◆ **Provided information**:
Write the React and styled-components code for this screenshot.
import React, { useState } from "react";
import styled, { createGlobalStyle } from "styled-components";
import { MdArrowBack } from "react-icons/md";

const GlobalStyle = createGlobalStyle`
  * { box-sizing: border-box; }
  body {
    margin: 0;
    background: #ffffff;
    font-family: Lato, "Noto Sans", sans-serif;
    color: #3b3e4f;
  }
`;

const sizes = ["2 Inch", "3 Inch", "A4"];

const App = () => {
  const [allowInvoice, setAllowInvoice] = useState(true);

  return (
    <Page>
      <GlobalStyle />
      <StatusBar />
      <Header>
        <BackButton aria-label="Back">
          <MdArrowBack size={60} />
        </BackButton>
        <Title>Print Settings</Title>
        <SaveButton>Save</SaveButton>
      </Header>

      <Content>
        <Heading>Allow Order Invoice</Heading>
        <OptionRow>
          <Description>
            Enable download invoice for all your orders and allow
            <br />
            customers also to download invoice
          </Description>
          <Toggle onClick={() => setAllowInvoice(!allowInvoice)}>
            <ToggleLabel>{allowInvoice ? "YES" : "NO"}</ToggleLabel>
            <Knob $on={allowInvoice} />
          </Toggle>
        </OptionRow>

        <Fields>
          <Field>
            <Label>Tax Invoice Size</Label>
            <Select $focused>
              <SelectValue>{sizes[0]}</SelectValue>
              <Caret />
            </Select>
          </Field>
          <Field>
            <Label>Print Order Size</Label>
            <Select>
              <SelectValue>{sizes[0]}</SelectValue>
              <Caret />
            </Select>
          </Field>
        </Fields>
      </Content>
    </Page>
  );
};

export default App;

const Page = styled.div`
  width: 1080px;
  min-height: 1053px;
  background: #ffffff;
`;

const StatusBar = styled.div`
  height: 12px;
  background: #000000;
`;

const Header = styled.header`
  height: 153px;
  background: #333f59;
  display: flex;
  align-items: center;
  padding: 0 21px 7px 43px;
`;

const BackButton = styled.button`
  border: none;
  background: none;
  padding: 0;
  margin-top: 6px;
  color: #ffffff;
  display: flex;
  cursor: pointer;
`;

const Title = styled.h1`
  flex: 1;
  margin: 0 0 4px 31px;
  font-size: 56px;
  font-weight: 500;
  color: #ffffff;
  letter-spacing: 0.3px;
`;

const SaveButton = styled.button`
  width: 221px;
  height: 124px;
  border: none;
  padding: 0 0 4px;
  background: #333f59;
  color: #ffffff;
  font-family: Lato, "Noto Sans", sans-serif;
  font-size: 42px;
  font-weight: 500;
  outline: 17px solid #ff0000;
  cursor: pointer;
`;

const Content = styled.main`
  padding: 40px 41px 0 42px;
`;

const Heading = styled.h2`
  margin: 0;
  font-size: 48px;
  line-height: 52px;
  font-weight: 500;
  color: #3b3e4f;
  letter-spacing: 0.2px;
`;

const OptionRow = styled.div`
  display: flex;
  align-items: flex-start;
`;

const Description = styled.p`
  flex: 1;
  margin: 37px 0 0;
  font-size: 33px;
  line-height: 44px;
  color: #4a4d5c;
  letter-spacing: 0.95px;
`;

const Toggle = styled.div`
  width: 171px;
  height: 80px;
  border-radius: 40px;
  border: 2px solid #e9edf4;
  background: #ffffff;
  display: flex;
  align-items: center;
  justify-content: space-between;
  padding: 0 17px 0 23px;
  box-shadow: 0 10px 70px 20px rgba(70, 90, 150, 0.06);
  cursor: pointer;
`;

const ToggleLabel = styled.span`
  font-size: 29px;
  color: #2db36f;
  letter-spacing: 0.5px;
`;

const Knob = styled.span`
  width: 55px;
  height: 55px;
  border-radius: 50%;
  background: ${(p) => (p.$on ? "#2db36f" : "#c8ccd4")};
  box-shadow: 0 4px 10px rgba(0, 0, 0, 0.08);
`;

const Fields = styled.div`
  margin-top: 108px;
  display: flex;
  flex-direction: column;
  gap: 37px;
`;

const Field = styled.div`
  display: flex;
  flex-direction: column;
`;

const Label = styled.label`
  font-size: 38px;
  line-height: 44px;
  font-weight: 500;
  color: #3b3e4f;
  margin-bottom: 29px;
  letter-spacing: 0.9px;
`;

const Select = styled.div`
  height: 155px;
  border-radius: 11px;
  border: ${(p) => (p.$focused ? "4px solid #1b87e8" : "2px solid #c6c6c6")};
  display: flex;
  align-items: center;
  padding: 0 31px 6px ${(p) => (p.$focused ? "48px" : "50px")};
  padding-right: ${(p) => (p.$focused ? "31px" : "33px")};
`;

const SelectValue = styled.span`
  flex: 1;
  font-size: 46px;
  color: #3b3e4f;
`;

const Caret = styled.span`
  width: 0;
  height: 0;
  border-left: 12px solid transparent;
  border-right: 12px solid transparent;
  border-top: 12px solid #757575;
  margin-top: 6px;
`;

...

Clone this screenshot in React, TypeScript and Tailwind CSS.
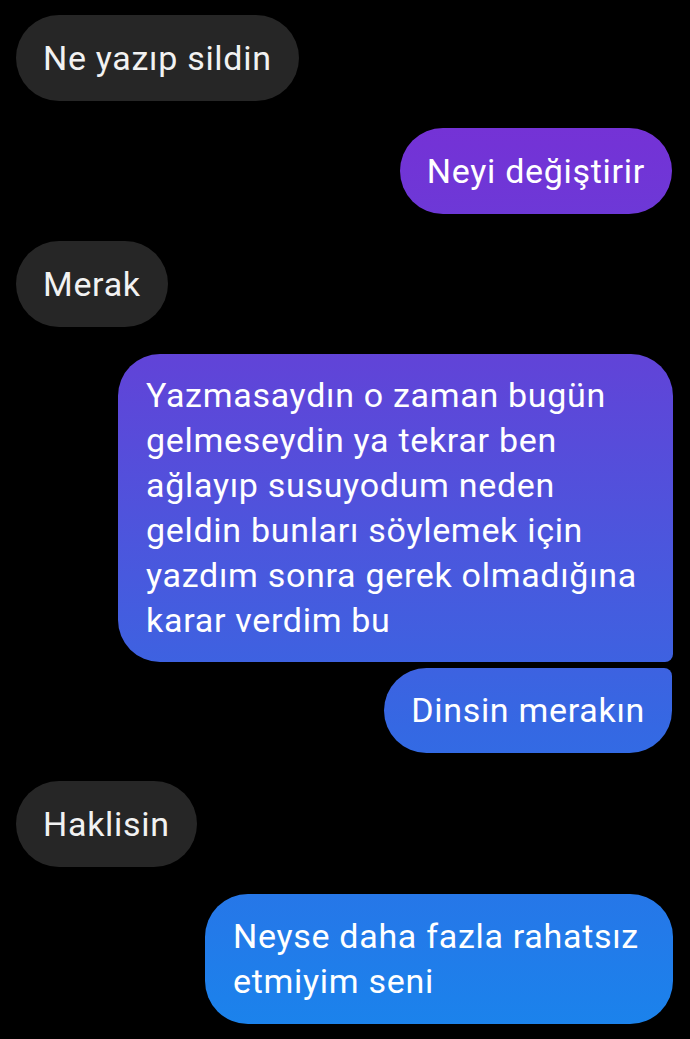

---

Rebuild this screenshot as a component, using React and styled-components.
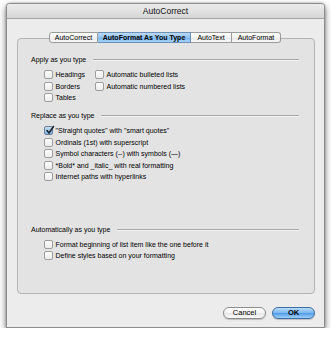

◆ **What the exercise asks**: The lines to be given again exactly are those from the one containing "Write the React" up to and including the one containing "</OptionRow>".

◆ **Full answer**:
Write the React and styled-components code for this screenshot.
import React, { useState } from "react";
import styled, { createGlobalStyle } from "styled-components";
import { MdArrowBack } from "react-icons/md";

const GlobalStyle = createGlobalStyle`
  * { box-sizing: border-box; }
  body {
    margin: 0;
    background: #ffffff;
    font-family: Lato, "Noto Sans", sans-serif;
    color: #3b3e4f;
  }
`;

const sizes = ["2 Inch", "3 Inch", "A4"];

const App = () => {
  const [allowInvoice, setAllowInvoice] = useState(true);

  return (
    <Page>
      <GlobalStyle />
      <StatusBar />
      <Header>
        <BackButton aria-label="Back">
          <MdArrowBack size={60} />
        </BackButton>
        <Title>Print Settings</Title>
        <SaveButton>Save</SaveButton>
      </Header>

      <Content>
        <Heading>Allow Order Invoice</Heading>
        <OptionRow>
          <Description>
            Enable download invoice for all your orders and allow
            <br />
            customers also to download invoice
          </Description>
          <Toggle onClick={() => setAllowInvoice(!allowInvoice)}>
            <ToggleLabel>{allowInvoice ? "YES" : "NO"}</ToggleLabel>
            <Knob $on={allowInvoice} />
          </Toggle>
        </OptionRow>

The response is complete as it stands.